Wherever "styles" appears in a line, list that line.

-=-=-

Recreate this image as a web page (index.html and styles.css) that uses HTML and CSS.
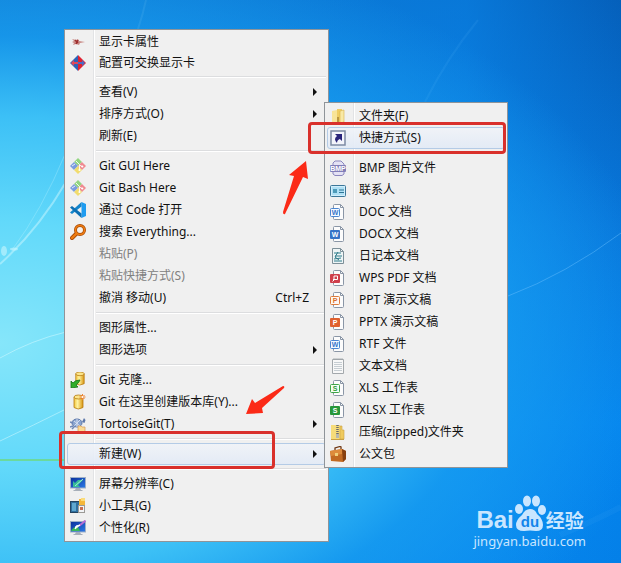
FILE: index.html
```html
<!DOCTYPE html>
<html lang="zh-CN">
<head>
<meta charset="utf-8">
<title>桌面</title>
<link rel="stylesheet" href="styles.css">
</head>
<body>
<svg class="defs" width="0" height="0" aria-hidden="true">
  <defs>
    <linearGradient id="gold" x1="0" x2="1"><stop offset="0" stop-color="#f3c63c"/><stop offset=".4" stop-color="#fff3a0"/><stop offset="1" stop-color="#d9950f"/></linearGradient>
    <linearGradient id="screen" x1="0" x2="1" y2="1"><stop offset="0" stop-color="#0b2f9a"/><stop offset="1" stop-color="#2c7be8"/></linearGradient>
    <symbol id="git" viewBox="0 0 16 16">
      <path d="M8 0l4 4-4 4-4-4z" fill="#93d682"/>
      <path d="M12 4l4 4-4 4-4-4z" fill="#f08a90"/>
      <path d="M4 4l4 4-4 4-4-4z" fill="#7b9ce0"/>
      <path d="M8 8l4 4-4 4-4-4z" fill="#f1dc6e"/>
      <path d="M6 3l3.500 3.500v5M9.500 7L12 8.500" fill="none" stroke="#fff" stroke-width=".9"/>
      <circle cx="9.500" cy="12" r="1.100" fill="#fff"/><circle cx="12.300" cy="8.500" r="1.100" fill="#fff"/>
      <path d="M2 8l3-2" stroke="#e9effc"/>
    </symbol>
    <symbol id="page" viewBox="0 0 16 16">
      <path d="M3.500 4V1.500q0-1 1-1h6l3 3v11q0 1-1 1h-8q-1 0-1-1V12" fill="#fcfcfc" stroke="#8a96a6"/>
      <path d="M10.500.5v3h3" fill="none" stroke="#8a96a6"/>
    </symbol>
    <symbol id="drum" viewBox="0 0 16 16">
      <path d="M4 3v10.500q4 3 9 0V3z" fill="url(#gold)" stroke="#b57a12" stroke-width=".8"/>
      <ellipse cx="8.500" cy="3" rx="4.500" ry="2" fill="#fbe58a" stroke="#b57a12" stroke-width=".8"/>
    </symbol>
    <symbol id="monitor" viewBox="0 0 16 16">
      <path d="M6 12h4l1 2H5z" fill="#a7afb9"/><path d="M3.500 14.500h9" stroke="#a7afb9"/>
      <rect x=".5" y="1.500" width="15" height="10.500" fill="url(#screen)" stroke="#9fb0c6"/>
    </symbol>
    <symbol id="arrow" viewBox="0 0 4 8"><path d="M0 0l4 4-4 4z" fill="#111"/></symbol>
  </defs>
</svg>

<main class="desktop">
  <svg class="wallpaper" viewBox="0 0 621 563" preserveAspectRatio="none" aria-hidden="true">
    <g fill="none" stroke="#d9fbff">
      <path d="M0 264Q38 230 66 182" stroke-width="2" opacity=".45"/>
      <path d="M12 250Q42 210 66 152" opacity=".25"/>
      <path d="M0 358Q32 340 66 332" opacity=".5"/>
      <path d="M0 441Q34 425 66 409" opacity=".5"/>
      <path d="M0 460H64" stroke="#6cd892" stroke-width="2" opacity=".9"/>
      <path d="M508 296Q566 274 621 233" stroke="#6cc2ff" opacity=".45"/>
      <path d="M425 102Q447 58 478 20" stroke="#6cc2ff" stroke-width="2" opacity=".1"/>
      <path d="M138 29Q143 14 146 0" stroke-width="2" opacity=".08"/>
      <path d="M560 535Q590 523 621 507" stroke="#6cc2ff" stroke-width="6" opacity=".08"/>
    </g>
    <g fill="#d9fbff" opacity=".5"><ellipse cx="4" cy="251" rx="3" ry="5"/><ellipse cx="14" cy="249" rx="4" ry="1.500"/></g>
  </svg>

  <nav class="menu menu--context" aria-label="桌面菜单">
    <div class="group group--driver">
      <button class="item"><svg class="icon" viewBox="0 0 16 16"><path d="M2 5l4 1 2-1 1 2 6 1-5 1-1 2-3-1-3 1 1-2-2-1 2-1z" fill="#c98b87"/><path d="M5 6l3 3M8 6L6 10" stroke="#9d2c2c" stroke-width="1.500"/></svg><span class="label">显示卡属性</span></button>
      <button class="item"><svg class="icon" viewBox="0 0 16 16"><path d="M8 0L0 8l8 8z" fill="#2d63b8"/><path d="M8 0l8 8-8 8z" fill="#df2233"/><path d="M1 8l3-3v2h4v2H4v2z" fill="#e0485c"/><path d="M15 8l-3-3v2H8v2h4v2z" fill="#4c6cc4"/></svg><span class="label">配置可交换显示卡</span></button>
    </div>
    <div class="group">
      <button class="item"><span class="icon"></span><span class="label">查看(V)</span><svg class="more"><use href="#arrow"/></svg></button>
      <button class="item"><span class="icon"></span><span class="label">排序方式(O)</span><svg class="more"><use href="#arrow"/></svg></button>
      <button class="item"><span class="icon"></span><span class="label">刷新(E)</span></button>
    </div>
    <div class="group">
      <button class="item"><svg class="icon"><use href="#git"/></svg><span class="label">Git GUI Here</span></button>
      <button class="item"><svg class="icon"><use href="#git"/></svg><span class="label">Git Bash Here</span></button>
      <button class="item"><svg class="icon" viewBox="0 0 16 16"><path d="M11.500 0L16 2v12l-4.500 2z" fill="#1f9cf0"/><path d="M11.500 0v4.500L2 12 0 10.500z" fill="#1384cb"/><path d="M11.500 16v-4.500L2 4 0 5.500z" fill="#0c6fb4"/></svg><span class="label">通过 Code 打开</span></button>
      <button class="item"><svg class="icon" viewBox="0 0 16 16"><path d="M6.500 9.500L2 14" stroke="#a84a05" stroke-width="4" stroke-linecap="round"/><circle cx="10" cy="6" r="4.500" fill="#f5f1ec" stroke="#a84a05" stroke-width="3"/><circle cx="10" cy="6" r="4.500" fill="none" stroke="#ef7d12" stroke-width="1.600"/><path d="M6.500 9.500L2 14" stroke="#ef7d12" stroke-width="2.400" stroke-linecap="round"/></svg><span class="label">搜索 Everything...</span></button>
      <button class="item" disabled><span class="icon"></span><span class="label">粘贴(P)</span></button>
      <button class="item" disabled><span class="icon"></span><span class="label">粘贴快捷方式(S)</span></button>
      <button class="item"><span class="icon"></span><span class="label">撤消 移动(U)</span><span class="shortcut">Ctrl+Z</span></button>
    </div>
    <div class="group">
      <button class="item"><span class="icon"></span><span class="label">图形属性...</span></button>
      <button class="item"><span class="icon"></span><span class="label">图形选项</span><svg class="more"><use href="#arrow"/></svg></button>
    </div>
    <div class="group">
      <button class="item"><svg class="icon" viewBox="0 0 16 16"><use href="#drum" x="2" y="-1" width="15" height="15"/><path d="M1 16V9l2 2q2-3 7-3-1 3-4 5l2 2z" fill="#2fae2a" stroke="#157516" stroke-width=".8"/></svg><span class="label">Git 克隆...</span></button>
      <button class="item"><svg class="icon" viewBox="0 0 16 16"><use href="#drum" width="16" height="16"/><path d="M12.500 0v6M9.500 3h6M10.500 1l4 4M14.500 1l-4 4" stroke="#ee8434"/><circle cx="12.500" cy="3" r="1" fill="#fff"/></svg><span class="label">Git 在这里创建版本库(Y)...</span></button>
      <button class="item"><svg class="icon" viewBox="0 0 16 16"><ellipse cx="7" cy="7" rx="5" ry="4" fill="#8aa5d0" stroke="#5d78aa"/><path d="M4 5l6 5M10 4l-6 6M7 3v8" stroke="#d4def0"/><path d="M12 6l2-4 1.500 2-1 3z" fill="#5d78aa"/><path d="M0 6l3 1M2 13l3-3M0 11l3-1" stroke="#6f89b8" stroke-width="1.500"/><path d="M8 10h3l1 1h3v4.500H8z" fill="#fadb94" stroke="#d59a50" stroke-width=".7"/></svg><span class="label">TortoiseGit(T)</span><svg class="more"><use href="#arrow"/></svg></button>
    </div>
    <div class="group">
      <button class="item item--active" aria-expanded="true"><span class="icon"></span><span class="label">新建(W)</span><svg class="more"><use href="#arrow"/></svg></button>
    </div>
    <div class="group">
      <button class="item"><svg class="icon" viewBox="0 0 16 16"><use href="#monitor" width="16" height="16"/><path d="M3 11V5l2 2 3-3h5L8 9l2 2z" fill="#38bd96"/><path d="M13 3L5 10" stroke="#a5f0d8"/></svg><span class="label">屏幕分辨率(C)</span></button>
      <button class="item"><svg class="icon" viewBox="0 0 16 16"><rect x=".5" y="3.500" width="9" height="11" fill="#2f6f9f" stroke="#24445f"/><path d="M2 5h4v8H2z" fill="#5ea7cf"/><rect x="9" y="1" width="6" height="6" fill="#f5b73a"/><path d="M11 0h4v3h-4z" fill="#fbdc7a"/><rect x="8.500" y="7.500" width="6" height="7" fill="#f2f4f6" stroke="#9c9a96"/><path d="M10 9h3v3h-3z" fill="#c96e50"/></svg><span class="label">小工具(G)</span></button>
      <button class="item"><svg class="icon" viewBox="0 0 16 16"><use href="#monitor" width="16" height="16"/><path d="M1 11q3-5 7-4l2 4z" fill="#37b75a"/><path d="M15.500.5L9 6" stroke="#b26bd3" stroke-width="2"/><path d="M10 5L5 9l1-3z" fill="#fff" stroke="#fff"/></svg><span class="label">个性化(R)</span></button>
    </div>
  </nav>

  <nav class="menu menu--new" aria-label="新建">
    <div class="group">
      <button class="item"><svg class="icon" viewBox="0 0 16 16"><path d="M2 3l5-1v13l-5-1z" fill="#f8e498"/><path d="M7 1h5v14H7z" fill="#efcd62"/><path d="M10 3l4-1v12l-4 1z" fill="#f9e9a5" stroke="#d8b34b" stroke-width=".6"/><path d="M7 9h2v5H7z" fill="#ba9740"/></svg><span class="label">文件夹(F)</span></button>
      <button class="item item--active"><svg class="icon" viewBox="0 0 16 16"><rect x="1" y="1" width="14" height="14" fill="#f3f4fb" stroke="#7e8ba4" stroke-width="1.500"/><path d="M5 4h7v7L9.800 9Q7 10 7 13 3 9 7 6z" fill="#29247a"/></svg><span class="label">快捷方式(S)</span></button>
    </div>
    <div class="group">
      <button class="item"><svg class="icon" viewBox="0 0 16 16"><path d="M3 5V3l2-2h6l3 3v1M3 12v2l2 1.500h7L14 14v-2" fill="#e4e2f4" stroke="#8a86bd"/><rect y="5" width="16" height="7" rx="1" fill="#827eb8"/><text class="tag" x="8" y="11">BMP</text></svg><span class="label">BMP 图片文件</span></button>
      <button class="item"><svg class="icon" viewBox="0 0 16 16"><rect x=".5" y="3.500" width="15" height="11" rx="1" fill="#d1eefb" stroke="#3c7799"/><rect x="2" y="5" width="12" height="8" fill="#aee0f5"/><rect x="3" y="7" width="4" height="4" fill="#4e9bb9"/><path d="M9 8h5M9 10.500h5" stroke="#2f7595"/></svg><span class="label">联系人</span></button>
      <button class="item"><svg class="icon" viewBox="0 0 16 16"><use href="#page" width="16" height="16"/><rect x=".5" y="4.500" width="9" height="8" rx="1" fill="#f4f9ff" stroke="#4b86d2"/><text class="tag" x="5" y="11" fill="#3977ca">W</text></svg><span class="label">DOC 文档</span></button>
      <button class="item"><svg class="icon" viewBox="0 0 16 16"><use href="#page" width="16" height="16"/><rect x="0" y="4" width="10" height="9" rx="1" fill="#3674c8"/><text class="tag" x="5" y="11">W</text></svg><span class="label">DOCX 文档</span></button>
      <button class="item"><svg class="icon" viewBox="0 0 16 16"><path d="M2.500.5h8l3 3v12h-11z" fill="#eef5f6" stroke="#7d8f98"/><path d="M10.500.5v3h3" fill="none" stroke="#7d8f98"/><path d="M4 5h7M4 13h8M4 11l7-1M5 8h7M8 4L5 9l4 3" fill="none" stroke="#2f7c8b"/></svg><span class="label">日记本文档</span></button>
      <button class="item"><svg class="icon" viewBox="0 0 16 16"><use href="#page" width="16" height="16"/><rect x="0" y="4" width="10" height="9" rx="1" fill="#cf3f4b"/><path d="M2.500 11.500L4 10V6h3.500v3.500H3" fill="none" stroke="#fff"/></svg><span class="label">WPS PDF 文档</span></button>
      <button class="item"><svg class="icon" viewBox="0 0 16 16"><use href="#page" width="16" height="16"/><rect x=".5" y="4.500" width="9" height="8" rx="1" fill="#fff8f2" stroke="#dd7c3c"/><text class="tag" x="5" y="11" fill="#d86f2c">P</text></svg><span class="label">PPT 演示文稿</span></button>
      <button class="item"><svg class="icon" viewBox="0 0 16 16"><use href="#page" width="16" height="16"/><rect x="0" y="4" width="10" height="9" rx="1" fill="#df602f"/><text class="tag" x="5" y="11">P</text></svg><span class="label">PPTX 演示文稿</span></button>
      <button class="item"><svg class="icon" viewBox="0 0 16 16"><use href="#page" width="16" height="16"/><rect x=".5" y="4.500" width="9" height="8" rx="1" fill="#f4f9ff" stroke="#4b86d2"/><text class="tag" x="5" y="11" fill="#3977ca">W</text></svg><span class="label">RTF 文件</span></button>
      <button class="item"><svg class="icon" viewBox="0 0 16 16"><path d="M2.500 1.500h11v14h-11z" fill="#f8f8f8" stroke="#a3a8ac"/><path d="M4 0v2M6 0v2M8 0v2M10 0v2M12 0v2" stroke="#9ba1a5" stroke-width=".8"/><path d="M4 4.500h8M4 6.500h8M4 8.500h8M4 10.500h8M4 12.500h8" stroke="#b9c2c8" stroke-width=".8"/></svg><span class="label">文本文档</span></button>
      <button class="item"><svg class="icon" viewBox="0 0 16 16"><use href="#page" width="16" height="16"/><rect x=".5" y="4.500" width="9" height="8" rx="1" fill="#f4fff4" stroke="#3da547"/><text class="tag" x="5" y="11" fill="#2f9a3a">S</text></svg><span class="label">XLS 工作表</span></button>
      <button class="item"><svg class="icon" viewBox="0 0 16 16"><use href="#page" width="16" height="16"/><rect x="0" y="4" width="10" height="9" rx="1" fill="#27973a"/><text class="tag" x="5" y="11">S</text></svg><span class="label">XLSX 工作表</span></button>
      <button class="item"><svg class="icon" viewBox="0 0 16 16"><path d="M1 1h9v14H1z" fill="#f6dc7a"/><path d="M10 2h2v4h2v9h-4z" fill="#efca5d" stroke="#c9a143" stroke-width=".6"/><path d="M1 15.500h13" stroke="#c9a143"/><path d="M7.500 1v14" stroke="#6a6a6a" stroke-width="2.500" stroke-dasharray="1 1"/><path d="M6 10h3v4H6z" fill="#b9b9ae"/></svg><span class="label">压缩(zipped)文件夹</span></button>
      <button class="item"><svg class="icon" viewBox="0 0 16 16"><path d="M5 4V2l5-1.500 1 .5v2" fill="none" stroke="#6d3511" stroke-width="1.300"/><path d="M0 5l12-2 4 2v8l-3 3-12-1z" fill="#c26a22"/><path d="M0 5l12-2v5L1 10z" fill="#dd8b3b"/><path d="M12 3l4 2v8l-3 3z" fill="#87400f"/><path d="M5 7h3v3H5z" fill="#f1cf7a"/></svg><span class="label">公文包</span></button>
    </div>
  </nav>

  <div class="mark mark--new"></div>
  <div class="mark mark--shortcut"></div>
  <svg class="pointer pointer--up" viewBox="0 0 25 54" aria-hidden="true"><path d="M23 0l2 18-5-2L2 53Q0 54 0 51l11-36-5-1z" fill="#fb2a17"/></svg>
  <svg class="pointer pointer--down" viewBox="0 0 39 28" aria-hidden="true"><path d="M0 28L6 13l3 4L37 0q2 0 1 2L16 22l1 5z" fill="#fb2a17"/></svg>

  <div class="watermark">
    <div class="brand">
      <span class="brand-name">Bai</span>
      <svg class="paw" viewBox="0 0 32 37"><ellipse cx="5" cy="14" rx="4" ry="5"/><ellipse cx="13" cy="6" rx="4" ry="5.500"/><ellipse cx="22" cy="6" rx="4" ry="5.500"/><ellipse cx="28" cy="15" rx="4" ry="5"/><path d="M16 14q5 0 7 5 6 5 6 11 0 6-7 6-6-1-12 0-8 0-8-6 0-5 6-10 3-6 8-6z"/><text x="16" y="32">du</text></svg>
      <span class="brand-topic">经验</span>
    </div>
    <a class="site" href="#">jingyan.baidu.com</a>
  </div>
</main>
</body>
</html>
```

FILE: styles.css
```css
*, *::before { box-sizing: border-box; }

body {
  margin: 0;
  font-family: "Noto Sans", "Noto Sans CJK SC", sans-serif;
  font-size: 12px;
  color: #111;
}

.defs { position: absolute; }

.desktop {
  position: relative;
  min-height: 100vh;
  overflow: hidden;
  background:
    radial-gradient(90% 62% at 0 61%, #86e6fa 0, #62d9fa 35%, #3cc0f6 65%, rgba(24, 158, 240, .75) 88%, rgba(16, 144, 240, 0) 120%),
    linear-gradient(to right, rgba(24, 140, 225, .6), rgba(12, 144, 246, .5) 75%, rgba(0, 90, 200, 0)),
    linear-gradient(#0560bb, #0876da 40%, #0484ee 75%, #0480e8);
}

.wallpaper {
  position: absolute;
  inset: 0;
  width: 100%;
  height: 100%;
}

.menu {
  position: absolute;
  border: 1px solid #8f9499;
  background: linear-gradient(to right, transparent 28px, #e2e3e5 28px, #e2e3e5 29px, #fff 29px, #fff 30px, transparent 30px) #f0f0f0;
}

.menu--context {
  left: 64px;
  top: 29px;
  min-width: 265px;
  padding: 1px 2px 2px;
}

.menu--new {
  left: 324px;
  top: 102px;
  min-width: 184px;
  padding: 2px;
}

.group + .group::before {
  content: "";
  display: block;
  height: 2px;
  margin: 3px 0 3px 29px;
  border-top: 1px solid #dcdddf;
  background: #fff;
}

.item {
  display: flex;
  align-items: center;
  width: 100%;
  height: 22px;
  padding: 0 8px 0 2px;
  border: 1px solid transparent;
  border-radius: 3px;
  background: none;
  font: inherit;
  line-height: 20px;
  color: inherit;
  text-align: left;
  white-space: nowrap;
}

.group--driver .item { height: 21px; }

.item:disabled { color: #808080; }

.item--active {
  border-color: #b4cbe6;
  background: linear-gradient(rgba(240, 243, 248, .9), rgba(226, 234, 246, .9));
}

.icon {
  flex: none;
  width: 16px;
  height: 16px;
  margin-right: 13px;
}

.label { flex: 1; }

.shortcut { padding-right: 8px; }

.more {
  width: 4px;
  height: 8px;
}

.tag {
  font: bold 7px "Liberation Sans", sans-serif;
  text-anchor: middle;
}

.tag:not([fill]) { fill: #fff; }

.mark {
  position: absolute;
  border: 3px solid #d9302b;
  border-radius: 4px;
}

.mark--new { left: 59px; top: 431px; width: 216px; height: 38px; }
.mark--shortcut { left: 308px; top: 122px; width: 198px; height: 32px; }

.pointer { position: absolute; }
.pointer--up { left: 283px; top: 161px; width: 25px; height: 54px; }
.pointer--down { left: 246px; top: 386px; width: 39px; height: 28px; }

.watermark {
  position: absolute;
  right: 35px;
  bottom: 13px;
  color: #c9e6ff;
}

.brand {
  display: flex;
  align-items: flex-end;
  height: 37px;
  padding-left: 3px;
}

.brand-name {
  font: bold 24px/24px "Liberation Sans", sans-serif;
}

.paw {
  width: 32px;
  height: 37px;
  fill: #c9e6ff;
}

.paw text {
  font: bold 15px "Liberation Sans", sans-serif;
  fill: #1284ea;
  text-anchor: middle;
}

.brand-topic {
  font: bold 19px/24px "Noto Sans CJK SC", sans-serif;
}

.site {
  display: block;
  font-size: 13px;
  line-height: 18px;
  color: inherit;
  text-decoration: none;
}
```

-=-=-

• _Result_
Recreate this image as a web page (index.html and styles.css) that uses HTML and CSS.
<link rel="stylesheet" href="styles.css">
FILE: styles.css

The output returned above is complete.